Mexico has also taken other steps to cover its tracks. In response to further questions in Reuters’ records request, Mexico’s transparency institute said additional information about the hedge had been sealed for five years.

It cited the finance ministry as saying revealing details could increase costs, affect Mexico’s monetary policy and financial stability and create systemic financial risk.

“This is part of Mexico’s strategy to leave banks and oil majors in the dark about what they are buying and how much they are paying,” said Gomez.

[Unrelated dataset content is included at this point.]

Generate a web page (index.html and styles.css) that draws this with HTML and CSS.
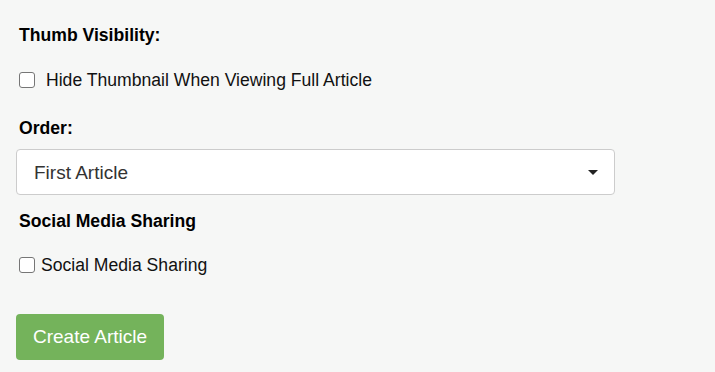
FILE: index.html
```html
<!DOCTYPE html>
<html lang="en">

<head>
    <meta charset="UTF-8">
    <meta name="viewport" content="width=device-width, initial-scale=1.0">
    <link rel="stylesheet" href="styles.css">
    <title>Create Article</title>
</head>

<body>
    <form class="article-form">
        <div class="group">
            <label class="title">Thumb Visibility:</label>
            <label class="check spaced"><input type="checkbox"> Hide Thumbnail When Viewing Full Article</label>
        </div>
        <div class="group">
            <label class="title" for="order">Order:</label>
            <div class="select-wrap">
                <select id="order" class="select">
                    <option>First Article</option>
                </select>
                <span class="caret"></span>
            </div>
        </div>
        <div class="group">
            <label class="title">Social Media Sharing</label>
            <label class="check share"><input type="checkbox">Social Media Sharing</label>
        </div>
        <button type="button" class="btn">Create Article</button>
    </form>
</body>

</html>
```

FILE: styles.css
```css
body {
    font-family: Arial, "Liberation Sans", sans-serif;
    background-color: #f6f7f6;
    color: #111;
    margin: 0;
    padding: 0 16px;
}

.article-form {
    width: 599px;
    padding-top: 25px;
}

.title {
    display: block;
    font-weight: bold;
    font-size: 17.6px;
    line-height: 20px;
    color: #000;
    padding-left: 3px;
}

.check {
    display: flex;
    align-items: center;
    font-size: 17.6px;
    line-height: 20px;
    padding-left: 3px;
    margin: 25px 0 28px;
    color: #111;
}

.check input {
    width: 16px;
    height: 16px;
    margin: 0 6px 0 0;
    border: 1px solid #767676;
    border-radius: 3px;
    appearance: none;
    background: #fff;
}

.check.spaced input {
    margin-right: 11px;
}

.check.share {
    margin-top: 24px;
}

.select-wrap {
    position: relative;
    margin: 11px 0 16px;
}

.select {
    width: 599px;
    height: 46px;
    padding: 0 17px;
    font-family: inherit;
    font-size: 19px;
    color: #333;
    background-color: #fff;
    border: 1px solid #ccc;
    border-radius: 4px;
    appearance: none;
}

.caret {
    position: absolute;
    right: 17px;
    top: 21px;
    width: 0;
    height: 0;
    border-left: 5px solid transparent;
    border-right: 5px solid transparent;
    border-top: 5px solid #222;
}

.btn {
    display: block;
    margin-top: 39px;
    width: 148px;
    height: 46px;
    padding: 0;
    font-family: inherit;
    font-size: 19px;
    color: #fff;
    background-color: #74b35b;
    border: none;
    border-radius: 4px;
    cursor: pointer;
}
```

Asked about specifics at a news conference on Jan. 9, Mexican official Yorio highlighted the importance of the overhaul of the pricing formulas that underpin Mexico’s oil exports.

Last year, Mexico changed the pricing formula for Maya sales to the U.S. Gulf Coast to be based 65% on U.S. West Texas Intermediate in Houston – a light sweet crude which is the most traded U.S. Gulf Coast grade – and 35% on Brent futures.

Before, it had been derived from West Texas Sour, Dated Brent and other grades that have become less traded markets. The formula also previously included fuel oil rich in sulphur, which has been hit by new rules requiring ships to use cleaner fuel.

FUND OR OPTIONS

Mexican officials involved in the hedge in the past said the government may be considering increasing its use of the stabilization fund to guarantee oil prices as a supplement to financial instruments.

From the mid-2010s, Mexico started to lock in part of its target oil price with the fund to contain the costs of the options it buys from banks and major oil companies.

For example, Mexico locked in a price of $79 for its 2015 hedge, with $76.40 guaranteed by options and the remaining $2.60 backed by the fund. In 2017, the last time the ministry released such information, $4 of its $42 hedge was covered by the fund.

Gomez and Julio Ruiz, another former official involved in the hedge until 2018, said Mexico was expected to expand this strategy in the coming years but cautioned it would struggle to keep enough money in the fund to hedge oil exports fully.

“They would have to accumulate a larger amount of resources in this fund,” Gomez said.

Nevertheless, those changes would do little to ease the concerns of some who believe Mexico spends too much on the hedge, said Ruiz, adding that guaranteeing oil revenue was still necessary given the pressures on Mexico and state-owned Pemex, the world’s most heavily indebted oil company.

“In congress, many will say they don’t agree with how this money is spent, and that it shouldn’t be spent on the oil hedging program,” Ruiz said.

“But Mexico’s finances would become a lot more volatile without it.”